On the way home from our morning errands, we stopped at a new flea market along the roadside not too far from our little town. There was a vintage coca cola cooler that I wanted to check out. I have wanted one of these practically my entire life, but they are usually priced beyond my junkin’ budget.
We pulled into the parking lot and I swear there were golden rays of heaven shining down on all its glory. I had to shoo away the angels to get a closer look at its rusty and worn patina. Even the lids were still attached, a rarity on these old pieces. I couldn’t believe the seller was asking so little for it.
We bought it and then headed home to get the truck.
When it was delivered, I hopped off the mower and instructed them where I wanted it, right in front of the house, center the windows. I went back to mowing while the guys unloaded it from the truck.
About half an hour later, I wandered over to my new glorious treasure.
I happy sighed.
Then I kind of choked on my breath.
Wait.
Didn’t this thing have BOTH lids?
Yes, it did.
I look in the bed of the truck.
No, not there.
I look inside the cooler.
No, not there.
I holler to who shall remain anonymous.
Well, let’s give him a name, just for the sake of the story.
Let’s pick some random name, like say,
Dumb Donkey Butt, or a synonym there of.
Let’s refer to him as DDB, not to be confused with SJA.
Anyway, I holler to DDB,
Didn’t this thing have BOTH lids?
DDB’s chin dropped to his chest.
Yes, it did.
You didn’t secure the lids before you went ripping down the highway, did you?
No. I am sooooooo sorry.
I was so angry,
I just turned around and hopped back on my mower.
Mowing has always been therapy for me,
but this is the first time I have ever anger mowed.
I fought with that mower for two more hours.
I cannot even begin to tell you how sore my neck and shoulders are right now.
I would not recommend anger mowing.
Later, I told him that he is to be buried in that coca cola cooler when his time comes. I won’t tell you what else I said because it’s kind of gross. We laughed, DDB called me mean, and all was forgiven.

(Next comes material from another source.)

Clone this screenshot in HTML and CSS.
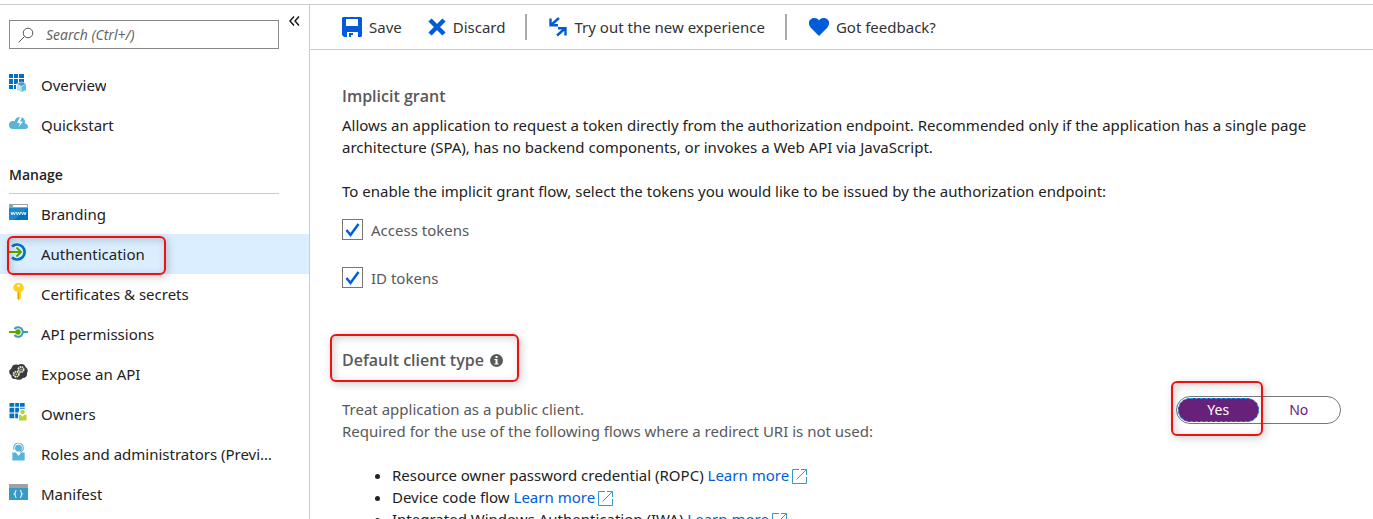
FILE: index.html
```
<!DOCTYPE html>
<html lang="en">
<head>
    <meta charset="UTF-8">
    <meta name="viewport" content="width=device-width, initial-scale=1.0">
    <title>Authentication</title>
    <link rel="stylesheet" href="styles.css">
</head>
<body>
    <div class="blade">
        <aside class="sidebar">
            <div class="search-row">
                <div class="search-box">
                    <svg width="16" height="16" viewBox="0 0 16 16" fill="none" stroke="#555"><circle cx="10" cy="6" r="4.8"/><path d="M6.5 9.5L.5 15.5"/></svg>
                    <input type="text" placeholder="Search (Ctrl+/)" aria-label="Search">
                </div>
                <button class="collapse" aria-label="Collapse menu">
                    <svg width="11" height="10" viewBox="0 0 11 10" fill="none" stroke="#111" stroke-width="1.4"><path d="M5 .5L1 5l4 4.500M10 .5L6 5l4 4.500"/></svg>
                </button>
            </div>
            <nav>
                <a class="item" href="#">
                    <svg class="icon" viewBox="0 0 19 18"><path fill="#0072c6" d="M0 0h4v4H0zM5 0h4v4H5zM10 0h5v4h-5zM0 5h4v5H0zM5 5h4v5H5zM10 5h5v5h-5zM0 11h4v4H0zM5 11h4v4H5z"/><path fill="#fff" d="M12.500 7.500L18 10v6l-5.500 2.500L7 16v-6z"/><path fill="#3e9fc9" d="M12.500 8l4.500 2-4.500 2L8 10z"/><path fill="#b4e2f2" d="M8 10.500l4.500 2V18L8 16z"/><path fill="#68b9d9" d="M17 10.500l-4.500 2V18l4.500-2z"/></svg>
                    <span>Overview</span>
                </a>
                <a class="item" href="#">
                    <svg class="icon" viewBox="0 0 19 18"><path fill="#59b4d9" d="M4 15a4 4 0 0 1 0-8c.6 0 1.200.1 1.500.3C6 4.500 8.500 3 11 3c3 0 5 2.200 5 5l-.2 1.500C18 9.500 19 11 19 12.500 19 14 18 15 16.500 15z"/><path fill="#fff" d="M11 3l-3 6h3l-1.500 4L14 7.500h-3L13 3z"/></svg>
                    <span>Quickstart</span>
                </a>
                <h2>Manage</h2>
                <a class="item" href="#">
                    <svg class="icon" viewBox="0 0 19 18"><path fill="#0072c6" d="M0 1h19v16H0z"/><path fill="#1f87cf" d="M0 5h19L5 17H0z"/><path fill="#a0a1a2" d="M0 1h19v4H0z"/><path fill="#fff" d="M4 2h14v2H4z"/><path fill="#59b4d9" d="M1 2h2v2H1z"/><path fill="none" stroke="#d9ecf8" d="M2 9l1 3 1.200-3 1.200 3 1-3M7.300 9l1 3 1.200-3 1.200 3 1-3M12.600 9l1 3 1.200-3 1.200 3 1-3"/></svg>
                    <span>Branding</span>
                </a>
                <a class="item selected marked" href="#">
                    <svg class="icon" viewBox="0 0 19 18" fill="none"><path stroke="#0072c6" stroke-width="2.600" d="M3 3.500a7.500 7.500 0 1 1 0 11"/><path stroke="#5aa300" stroke-width="2" d="M0 9h11.500M7.500 4.500L12 9l-4.500 4.500"/></svg>
                    <span>Authentication</span>
                </a>
                <a class="item" href="#">
                    <svg class="icon" viewBox="0 0 19 19"><path fill="#fcd116" d="M9.500 0C12.500 0 15 2 15 5c0 2-1 3.500-3 4.500V16l-2.200 2.500L8 16.500V9.500C5.500 8.500 4 7 4 5c0-3 2.500-5 5.500-5z"/><circle cx="9.500" cy="3" r="1.300" fill="#fff"/><path fill="#dba500" d="M9 10h1v7H9z"/></svg>
                    <span>Certificates &amp; secrets</span>
                </a>
                <a class="item" href="#">
                    <svg class="icon" viewBox="0 0 19 18" fill="none"><path stroke="#3999c6" stroke-width="2" d="M5.500 6a4.700 4.700 0 1 1 0 6M14 9h5"/><path stroke="#5aa300" stroke-width="2" d="M0 9h8"/><circle cx="9" cy="9" r="2.700" fill="#5aa300"/></svg>
                    <span>API permissions</span>
                </a>
                <a class="item" href="#">
                    <svg class="icon" viewBox="0 0 19 18"><path fill="#3b3b3b" d="M3 4C4 1.500 7 1 9 2c3-2 7-1 7.500 2 2 1 3 4 1.500 6 .5 3-1.500 5-4 5-2 2-5 2.500-7 1-3 .5-5-1-4.500-3.500C-.5 10.500-.5 7 2 6z"/><g fill="none" stroke="#e8e8e8"><circle cx="7.200" cy="11.200" r="2.600" stroke-width="1.800" stroke-dasharray="1.500 .6"/><circle cx="12" cy="6.500" r="2.600" stroke-width="1.800" stroke-dasharray="1.500 .6"/></g><path fill="#b8d432" d="M6.500 10.500h1.500V12H6.500zM11.300 5.800h1.500v1.500h-1.500z"/></svg>
                    <span>Expose an API</span>
                </a>
                <a class="item" href="#">
                    <svg class="icon" viewBox="0 0 19 19"><path fill="#0072c6" d="M0 0h5v4H0zM6 0h4v4H6zM11 0h5v4h-5zM0 5h5v5H0zM6 5h4v5H6zM11 5h5v5h-5zM0 11h5v5H0zM6 11h4v5H6z"/><path fill="#fff" d="M9 11l2-5h5l2 5v7H9z"/><circle cx="13.800" cy="9.500" r="2.300" fill="#b8d432"/><path fill="#b8d432" d="M10 12.500h2l1.800 2 1.800-2H18V18.500h-8z"/></svg>
                    <span>Owners</span>
                </a>
                <a class="item" href="#">
                    <svg class="icon" viewBox="0 0 19 19"><circle cx="9.500" cy="5.500" r="3.600" fill="#59b4d9"/><path fill="none" stroke="#59b4d9" stroke-width="1.200" d="M4.500 7V5a5 5 0 0 1 10 0v2l-3 3"/><path fill="#59b4d9" d="M3 10h3.500l3 3.500 3-3.500H16v8.500H3z"/></svg>
                    <span>Roles and administrators (Preview)</span>
                </a>
                <a class="item" href="#">
                    <svg class="icon" viewBox="0 0 19 18"><path fill="#3999c6" d="M0 1h19v16H0z"/><path fill="#a0a1a2" d="M0 1h19v4H0z"/><path fill="none" stroke="#fff" stroke-width="1.100" d="M7.500 7.500c-2 0-.5 3-2 3.500 1.500.5 0 3.500 2 3.500M11 7.500c2 0 .5 3 2 3.500-1.500.5 0 3.500-2 3.500"/></svg>
                    <span>Manifest</span>
                </a>
            </nav>
        </aside>
        <main>
            <div class="toolbar">
                <button class="command">
                    <svg width="20" height="20" viewBox="0 0 20 20"><path fill="#015cda" fill-rule="evenodd" d="M1 0h18l1 1v18l-1 1h-3v-5H5v5H2l-2-2V1zM4 2v7h12V2zM7 16h4v2H9v2H7z"/></svg>
                    Save
                </button>
                <button class="command discard">
                    <svg width="18" height="18" viewBox="0 0 18 18"><path fill="none" stroke="#015cda" stroke-width="4.500" d="M2 2l14 14M16 2L2 16"/></svg>
                    Discard
                </button>
                <span class="divider"></span>
                <button class="command">
                    <svg width="18" height="20" viewBox="0 0 18 20" fill="none" stroke="#015cda" stroke-width="2.400"><path d="M10 1L2 8M1.500 1.500v6.800H9M8 18.500l8-7M9 11.200h7.500v7.300"/></svg>
                    Try out the new experience
                </button>
                <span class="divider"></span>
                <button class="command">
                    <svg width="20" height="18" viewBox="0 0 20 18"><path fill="#015cda" d="M10 18L2 10C-1 6.500-.5 3 1.500 1.500 4-.5 8-.5 10 2.500 12-.5 16-.5 18.500 1.500 20.500 3 21 6.500 18 10z"/></svg>
                    Got feedback?
                </button>
            </div>
            <div class="content">
                <h3>Implicit grant</h3>
                <p>Allows an application to request a token directly from the authorization endpoint. Recommended only if the application has a single page architecture (SPA), has no backend components, or invokes a Web API via JavaScript.</p>
                <p>To enable the implicit grant flow, select the tokens you would like to be issued by the authorization endpoint:</p>
                <div class="checks">
                    <label><input type="checkbox" checked> Access tokens</label>
                    <label><input type="checkbox" checked> ID tokens</label>
                </div>
                <h3 class="client-title marked">
                    Default client type
                    <svg width="13" height="13" viewBox="0 0 13 13"><circle cx="6.500" cy="6.500" r="6.500" fill="#595959"/><path fill="#fff" d="M5.500 2h2v2h-2zM4.500 5h3v4.500h1v1h-4v-1h1V6h-1z"/></svg>
                </h3>
                <div class="client-row">
                    <p>Treat application as a public client.<br>Required for the use of the following flows where a redirect URI is not used:</p>
                    <div class="toggle">
                        <span class="choice marked"><button class="on" aria-pressed="true">Yes</button></span>
                        <span class="choice"><button aria-pressed="false">No</button></span>
                    </div>
                </div>
                <ul>
                    <li>Resource owner password credential (ROPC) <a href="#">Learn more<svg width="15" height="15" viewBox="0 0 15 15"><path d="M7 .5H.5v14h14V8M9 .5h5.500V6M14 1L4.500 10.500"/></svg></a></li>
                    <li>Device code flow <a href="#">Learn more<svg width="15" height="15" viewBox="0 0 15 15"><path d="M7 .5H.5v14h14V8M9 .5h5.500V6M14 1L4.500 10.500"/></svg></a></li>
                    <li>Integrated Windows Authentication (IWA) <a href="#">Learn more<svg width="15" height="15" viewBox="0 0 15 15"><path d="M7 .5H.5v14h14V8M9 .5h5.500V6M14 1L4.500 10.500"/></svg></a></li>
                </ul>
            </div>
        </main>
    </div>
</body>
</html>
```
FILE: styles.css
```
*, *::after {
    box-sizing: border-box;
}
body {
    margin: 0;
    padding-top: 4px;
    height: 100vh;
    overflow: hidden;
    background: #fff;
    color: #222;
    font-family: "Noto Sans", "Open Sans", sans-serif;
    font-size: 15px;
    line-height: 22px;
}
button, input {
    font: inherit;
    color: inherit;
}
button {
    border: none;
    background: none;
    padding: 0;
    cursor: pointer;
}
.blade {
    display: flex;
    height: 100%;
    border-top: 1px solid #ccc;
}

/* left menu */
.sidebar {
    flex: 0 0 310px;
    overflow: hidden;
    border-right: 1px solid #ccc;
}
.search-row {
    display: flex;
    align-items: flex-start;
    gap: 10px;
    padding: 15px 9px 16px;
}
.search-box {
    flex: 1;
    display: flex;
    align-items: center;
    gap: 12px;
    height: 29px;
    padding: 0 8px;
    border: 1px solid #888;
}
.search-box input {
    flex: 1;
    min-width: 0;
    padding: 0;
    border: none;
    outline: none;
    font-size: 14px;
}
.search-box input::placeholder {
    color: #666;
    font-style: italic;
}
.collapse {
    line-height: 0;
    margin-top: -4px;
}
.item {
    display: flex;
    align-items: center;
    gap: 13px;
    height: 40px;
    padding: 0 34px 0 9px;
    color: #222;
    text-decoration: none;
}
.item span {
    overflow: hidden;
    white-space: nowrap;
    text-overflow: ellipsis;
}
.icon {
    flex: none;
    width: 19px;
    height: 18px;
    margin-bottom: 4px;
}
.selected {
    background: #dbeeff;
}
.sidebar h2 {
    margin: 16px 30px 0 9px;
    padding: 3px 0 7px;
    border-bottom: 1px solid #ccc;
    font-family: "Open Sans", sans-serif;
    font-size: 14px;
    font-weight: 600;
}

/* red callouts drawn over the highlighted parts */
.marked {
    position: relative;
}
.marked::after {
    content: "";
    position: absolute;
    border: 2px solid #ee1111;
    border-radius: 6px;
    box-shadow: 2px 2px 8px rgba(0, 0, 0, 0.2), inset 2px 2px 8px rgba(0, 0, 0, 0.18);
    pointer-events: none;
}
.item.marked::after {
    left: 7px;
    top: 2px;
    width: 159px;
    height: 39px;
}
.client-title.marked::after {
    inset: -14px -16px -10px -12px;
}
.choice.marked::after {
    inset: -17px -4px -14px -7px;
}

/* command bar */
main {
    flex: 1;
    min-width: 0;
    overflow: hidden;
}
.toolbar {
    display: flex;
    align-items: center;
    height: 45px;
    padding-left: 32px;
    border-bottom: 1px solid #ccc;
}
.command {
    display: flex;
    align-items: center;
    gap: 7px;
    color: #333;
    white-space: nowrap;
}
.discard {
    margin-left: 26px;
}
.divider {
    width: 2px;
    height: 26px;
    margin: 0 22px 0 20px;
    background: #aaa;
}

/* settings */
.content {
    padding: 34px 32px 0;
}
h3 {
    margin: 0 0 6px;
    color: #595959;
    font-family: "Open Sans", sans-serif;
    font-size: 16px;
    font-weight: 600;
    line-height: 24px;
}
.content p {
    margin: 0 0 22px;
}
.checks {
    display: flex;
    flex-direction: column;
    align-items: flex-start;
    gap: 27px;
    margin: -5px 0 60px;
}
.checks label {
    display: flex;
    align-items: center;
    gap: 8px;
    height: 21px;
    color: #595959;
}
.checks input {
    appearance: none;
    width: 21px;
    height: 21px;
    margin: 0;
    border: 1px solid #777;
    background: url("data:image/svg+xml,%3Csvg xmlns='http://www.w3.org/2000/svg' viewBox='0 0 19 19'%3E%3Cpath d='M3.500 10l4 5 8-11' fill='none' stroke='%23015cda' stroke-width='2.500'/%3E%3C/svg%3E") no-repeat center;
}
.checks input:not(:checked) {
    background: none;
}
.client-title {
    display: inline-flex;
    align-items: center;
    gap: 6px;
    margin-bottom: 24px;
}
.client-row {
    display: flex;
    justify-content: space-between;
    align-items: flex-start;
    color: #595959;
}
.client-row p {
    padding-top: 2px;
}
.toggle {
    display: flex;
    width: 165px;
    height: 28px;
    padding: 1px;
    border: 1px solid #777;
    border-radius: 14px;
}
.choice {
    display: flex;
    flex: 1;
}
.choice button {
    flex: 1;
    border-radius: 12px;
    color: #68217a;
    font-size: 14px;
}
.choice .on {
    border: 1px dashed #00abec;
    background: #68217a;
    color: #fff;
}
.content ul {
    margin: 0;
    padding-left: 50px;
}
.content a {
    color: #015cda;
    text-decoration: none;
}
.content li svg {
    margin-left: 3px;
    vertical-align: -3px;
    fill: none;
    stroke: #3999c6;
}
```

But, I think it only fair he massage my neck and shoulders, after he and my son return from scouring the highway ditches for the lid.
But seriously, does it not amaze you that this vintage piece managed to stay in one piece for so many years, and literally ten minutes in his possession, he’s ripped it apart?
Maybe I better get back on that mower a bit longer, my Yosemite Sam is getting riled again.
(edit) Not too long after I hit publish, our truck pulled up into the driveway, my Hunky came bearing gifts. He had found the other lid to the cooler on the opposite side of the road he had been driving. It didn’t even take much of a beating. Unlike my poor muscles.